I want to follow up to some of the comments I made last week regarding fertility management in crop production. We all know that if given a certain fertility level in soils, we can improve crop performance with the addition of certain fertilizer inputs. And over the years, most crop producers have developed a pretty standard fertilizer treatment for their crops. Unfortunately, most of these fertilizer rates are based on history not on hoped for outcomes. We know pretty well how, for example, how much nitrogen we need to produce a bushel of corn, or wheat or grain sorghum. If we know what the residual soil nitrate level is, how much organic matter is in the soil, how much manure was applied, we can quickly calculate how much nitrogen we need for a desired crop production level. A 60 bushel wheat crop needs 105 pounds of total nitrogen. If you apply 65 pounds of nitrogen and have 15 ponds of residual nitrogen in the soil, you aren't going to reach that 60 bushel goal. A 100 bushel corn crop needs about 125 pounds of nitrogen. A 90 bushel sorghum crop will need about 120 pounds of nitrogen.
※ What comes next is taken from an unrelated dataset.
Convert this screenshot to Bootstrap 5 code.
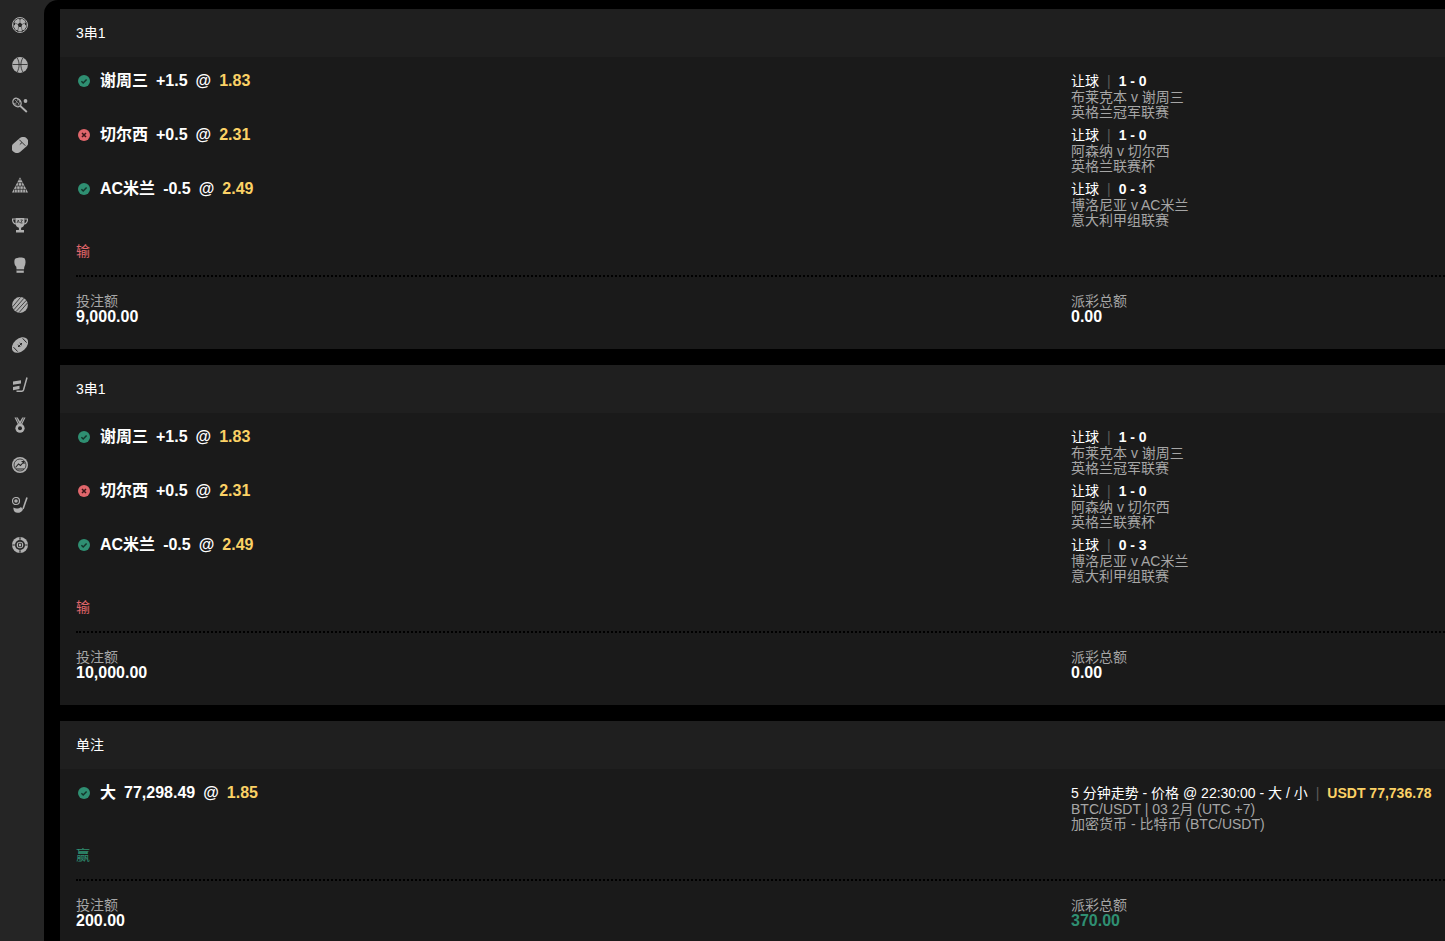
<!DOCTYPE html>
<html lang="zh">
<head>
  <meta charset="UTF-8" />
  <meta name="viewport" content="width=device-width, initial-scale=1.0" />
  <title>投注记录</title>
  <link href="https://cdn.jsdelivr.net/npm/bootstrap@5.3.0/dist/css/bootstrap.min.css" rel="stylesheet" />
  <style>
    html, body {
      height: 100%;
      overflow: hidden;
    }

    body {
      background: #252525;
      color: #fff;
      font-family: "Liberation Sans", "Noto Sans CJK SC", sans-serif;
      font-size: 14px;
      line-height: 15px;
    }

    .side-rail {
      width: 44px;
      background: #252525;
      padding: 5px 4px 0 0;
    }

    .side-icon {
      height: 40px;
      color: #b0b0b0;
    }

    .main-area {
      background: #000;
      border-top-left-radius: 14px;
      padding: 9px 0 0 16px;
      width: 1401px;
      margin-right: -16px;
    }

    .bet-card {
      width: 1400px;
      background: #1a1a1a;
      margin-bottom: 16px;
    }

    .bet-head {
      height: 48px;
      padding-left: 16px;
      background: #1f1f1f;
    }

    .bet-body {
      padding: 17px 0 0 16px;
    }

    .left-col {
      width: 995px;
    }

    .leg-row {
      height: 45px;
      margin-bottom: 9px;
    }

    .pick-line {
      font-size: 16px;
      font-weight: 700;
      line-height: 14px;
      padding-left: 2px;
      height: 14px;
    }

    .pick-line svg {
      margin-right: 10px;
      vertical-align: -1px;
    }

    .pick-gap {
      margin-left: 8px;
    }

    .odds-val {
      color: #fbd165;
    }

    .leg-main {
      color: #fff;
      margin-bottom: 1px;
    }

    .leg-main b {
      font-weight: 700;
    }

    .leg-sep {
      color: #5a5a5a;
      margin: 0 8px;
    }

    .leg-sub {
      color: #a6a6a6;
    }

    .outcome {
      height: 15px;
      margin-top: 17px;
      margin-bottom: 16px;
    }

    .is-lost {
      color: #e0666b;
    }

    .is-won {
      color: #2f8f72;
    }

    .dot-line {
      border-top: 2px dotted #000;
    }

    .bet-foot {
      padding: 17px 0 25px 16px;
    }

    .foot-label {
      color: #a6a6a6;
    }

    .foot-value {
      font-size: 16px;
      font-weight: 700;
    }
  </style>
</head>

<body>
  <svg width="0" height="0" class="position-absolute">
    <symbol id="tick" viewBox="0 0 12 12">
      <circle cx="6" cy="6" r="6" fill="#2f8f72" />
      <path d="M3.4 6.200l1.800 1.800 3.400-3.600" fill="none" stroke="#14352b" stroke-width="1.500" />
    </symbol>
    <symbol id="cross" viewBox="0 0 12 12">
      <circle cx="6" cy="6" r="6" fill="#e0666b" />
      <path d="M4 4l4 4M8 4l-4 4" fill="none" stroke="#3a1518" stroke-width="1.500" />
    </symbol>
  </svg>

  <div class="d-flex vh-100">
    <div class="side-rail flex-shrink-0" id="rail"></div>
    <div class="main-area flex-shrink-0" id="bets"></div>
  </div>

  <script>
    // sport icons, all on a 16 box, top to bottom
    const railIcons = [
      // football
      '<circle cx="8" cy="8" r="7.500" fill="none" stroke="currentColor"/><circle cx="8" cy="8" r="6.500" fill="currentColor"/><path d="M8 5.600l2.300 1.700-.9 2.700H6.600l-.9-2.700zM6.300 1.700L8 2.800l1.700-1.100L8 1.200zM1.500 7.300l1.400 1.200.4-2.300-.9-1zM14.500 7.300l-1.400 1.200-.4-2.300.9-1zM3.900 12.900l2 .4.700 1.300-1.700-.4zM12.100 12.900l-2 .4-.7 1.300 1.700-.4z" fill="#252525"/><path d="M8 2.800v2.800M3.300 6l2.400 1.300M12.700 6l-2.400 1.300M5.900 13.300l.7-3.300M10.100 13.300l-.7-3.300" stroke="#252525" stroke-width=".5"/>',
      // basketball
      '<circle cx="8" cy="8" r="7.900" fill="currentColor"/><path d="M.5 7.500h15M5 .8c2.800 4 2.800 10 0 14.400M11 .8c-2.800 4-2.800 10 0 14.400" fill="none" stroke="#252525" stroke-width=".8"/>',
      // tennis
      '<ellipse cx="5" cy="5.500" rx="3.700" ry="4.600" transform="rotate(-40 5 5.500)" fill="none" stroke="currentColor" stroke-width="1.400"/><path d="M3 3l4.500 4.500M2 6l3.500 3M5.500 2l3 3M6 8.500l2-5M3.500 7l2.500-5" stroke="currentColor" stroke-width=".6"/><path d="M8.300 9l6.500 6" stroke="currentColor" stroke-width="1.800"/><circle cx="13.500" cy="4" r="1.900" fill="currentColor"/>',
      // mouse
      '<rect x="-1.500" y="2.700" width="19" height="10.600" rx="5.300" transform="rotate(-42 8 8)" fill="currentColor"/><path d="M7.300 2.700l6 6M10 5.500L7.800 7.500" stroke="#252525" stroke-width=".9" fill="none"/>',
      // snooker rack
      '<path d="M8 .3L16 15.600H0z" fill="currentColor"/><path d="M1.700 12.300h12.600M3.400 9h9.200M5.200 5.700h5.600M6.800 2.800h2.400M2.600 15.600v-3.300M5.200 15.600v-3.300M8 15.600v-3.300M10.800 15.600v-3.300M13.400 15.600v-3.300M4.800 12.300V9M8 12.300V9M11.200 12.300V9M6.400 9V5.700M9.600 9V5.700" stroke="#252525" stroke-width=".7"/>',
      // trophy
      '<path d="M3.500 1h9v5c0 3-2 4.500-3.400 4.800V13H12v2.500H4V13h2.900v-2.200C5.500 10.500 3.500 9 3.500 6z" fill="currentColor"/><path d="M3.500 2H.5c0 3 1 4.600 3.500 5M12.500 2h3c0 3-1 4.600-3.500 5" fill="none" stroke="currentColor" stroke-width="1.200"/><path d="M5 6l1.300-3 1 3M8.500 3h2l-2 3h2" fill="none" stroke="#252525" stroke-width=".7"/>',
      // boxing glove
      '<path d="M3 2C4.500 .4 10.500 0 12.500 1.200c1.500 1.800 1.400 5.800-.2 8.800l-.3 2.600H4.600l-.3-2.900C2.300 8.500 1.800 3.800 3 2z" fill="currentColor"/><path d="M4.500 15.800h7.300v-2.500H4.500z" fill="currentColor"/><path d="M4.500 13h7.400" stroke="#252525" stroke-width=".8"/>',
      // cricket ball
      '<circle cx="8" cy="8" r="7.900" fill="currentColor"/><path d="M1.800 12.800L12 1.200M4 14.600L14.300 3.300M.6 9.800L8.500.4M7 15.700l8.500-9.800" stroke="#252525" stroke-width=".8"/>',
      // american football
      '<ellipse cx="8" cy="8" rx="9.300" ry="6.300" transform="rotate(-42 8 8)" fill="currentColor"/><path d="M10.700 1.400l3.900 4.200M1.500 10.200l4.200 4.400M6 10l4-4M6 7.700l2.300 2.300M7.700 6l2.300 2.300" fill="none" stroke="#252525" stroke-width="1"/>',
      // ice hockey
      '<path d="M15 .5l-3.500 12.500c-.3.900-.8 1.300-1.700 1.300H4.500" fill="none" stroke="currentColor" stroke-width="1.500"/><path d="M1 4.500l8-1.300v3.300l-8 1.300zM1 10l6.500-1.300v3.300L1 13.300z" fill="currentColor"/>',
      // medal
      '<path d="M2.500 .5h3.200L8 4.500 10.300 .5h3.200L10 7.500H6z" fill="currentColor"/><circle cx="8" cy="11.200" r="4.600" fill="currentColor"/><circle cx="8" cy="11.200" r="2" fill="#252525"/><path d="M4.200 .5L7 6.500M11.800 .5L9 6.500" stroke="#252525" stroke-width=".6"/>',
      // chart coin
      '<circle cx="8" cy="8" r="8" fill="currentColor"/><circle cx="8" cy="8" r="6" fill="none" stroke="#252525" stroke-width=".8"/><path d="M3.500 10.500l3-3.500 2 1.500 3.500-4M9.500 4.500H12V7" fill="none" stroke="#252525" stroke-width="1.100"/><path d="M4 12h8" stroke="#252525"/>',
      // golf
      '<circle cx="4" cy="4" r="3.500" fill="none" stroke="currentColor" stroke-width="1.200"/><circle cx="4" cy="4" r="1.800" fill="currentColor"/><path d="M15 .5L11 12" fill="none" stroke="currentColor" stroke-width="1.600"/><path d="M1.500 10.500c2 1.500 5 1.500 7.500-.5l2 2.500c-1 2.500-3 3.300-5.500 3.300C3 15.800 1 13.500 1.500 10.500z" fill="currentColor"/>',
      // casino chip
      '<circle cx="8" cy="8" r="8" fill="currentColor"/><circle cx="8" cy="8" r="5" fill="#252525"/><circle cx="8" cy="8" r="3.300" fill="currentColor"/><path d="M8 .3v2.500M8 13.200v2.500M.3 8h2.500M13.200 8h2.500" stroke="#252525" stroke-width="1.200"/><path d="M6.500 6.300h3v3.400h-3z" fill="none" stroke="#252525" stroke-width=".9"/>'
    ];

    const parlay = (stake) => ({
      title: '3串1',
      legs: [
        { ok: true, name: '谢周三', line: '+1.5', odds: '1.83', market: '让球', score: '1 - 0', match: '布莱克本 v 谢周三', league: '英格兰冠军联赛' },
        { ok: false, name: '切尔西', line: '+0.5', odds: '2.31', market: '让球', score: '1 - 0', match: '阿森纳 v 切尔西', league: '英格兰联赛杯' },
        { ok: true, name: 'AC米兰', line: '-0.5', odds: '2.49', market: '让球', score: '0 - 3', match: '博洛尼亚 v AC米兰', league: '意大利甲组联赛' }
      ],
      result: '输', won: false, stake: stake, payout: '0.00'
    });

    const bets = [
      parlay('9,000.00'),
      parlay('10,000.00'),
      {
        title: '单注',
        legs: [
          { ok: true, name: '大', line: '77,298.49', odds: '1.85', market: '5 分钟走势 - 价格 @ 22:30:00 - 大 / 小', score: 'USDT 77,736.78', gold: true, match: 'BTC/USDT | 03 2月 (UTC +7)', league: '加密货币 - 比特币 (BTC/USDT)' }
        ],
        result: '赢', won: true, stake: '200.00', payout: '370.00'
      }
    ];

    function renderRail() {
      document.getElementById('rail').innerHTML = railIcons.map((icon) =>
        `<div class="side-icon d-flex align-items-center justify-content-center">
           <svg width="16" height="16" viewBox="0 0 16 16">${icon}</svg>
         </div>`).join('');
    }

    function renderLeg(leg) {
      return `
        <div class="leg-row d-flex">
          <div class="left-col pick-line">
            <svg width="12" height="12"><use href="#${leg.ok ? 'tick' : 'cross'}" /></svg>${leg.name}<span class="pick-gap">${leg.line}</span><span class="pick-gap">@</span><span class="pick-gap odds-val">${leg.odds}</span>
          </div>
          <div>
            <div class="leg-main">${leg.market}<span class="leg-sep">|</span><b class="${leg.gold ? 'odds-val' : ''}">${leg.score}</b></div>
            <div class="leg-sub">${leg.match}</div>
            <div class="leg-sub">${leg.league}</div>
          </div>
        </div>`;
    }

    function renderBets() {
      document.getElementById('bets').innerHTML = bets.map((bet) => `
        <div class="bet-card">
          <div class="bet-head d-flex align-items-center">${bet.title}</div>
          <div class="bet-body">
            ${bet.legs.map(renderLeg).join('')}
            <div class="outcome ${bet.won ? 'is-won' : 'is-lost'}">${bet.result}</div>
            <div class="dot-line"></div>
          </div>
          <div class="bet-foot d-flex">
            <div class="left-col">
              <div class="foot-label">投注额</div>
              <div class="foot-value">${bet.stake}</div>
            </div>
            <div>
              <div class="foot-label">派彩总额</div>
              <div class="foot-value ${bet.won ? 'is-won' : ''}">${bet.payout}</div>
            </div>
          </div>
        </div>`).join('');
    }

    renderRail();
    renderBets();
  </script>
  <script src="https://cdn.jsdelivr.net/npm/bootstrap@5.3.0/dist/js/bootstrap.bundle.min.js"></script>
</body>
</html>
I think that we have all too often been under fertilizing our crops because of fear. Fear that the wheat will go down. Fear that we'll have a drought and we'll waste all that extra nitrogen we put on the milo. Fear that we're doing something different than we've done before. You can't manage by fear. You CAN manage risk and you can set yourself up to be successful. Nitrogen, phosphorus, potassium, and all those secondary and micronutrients. We can test for them and we can set up a good aggressive fertility plan. But you have to be willing to try to manage for success!

This is Chuck Otte, Geary County Extension Agent, with Ag Outlook 2002.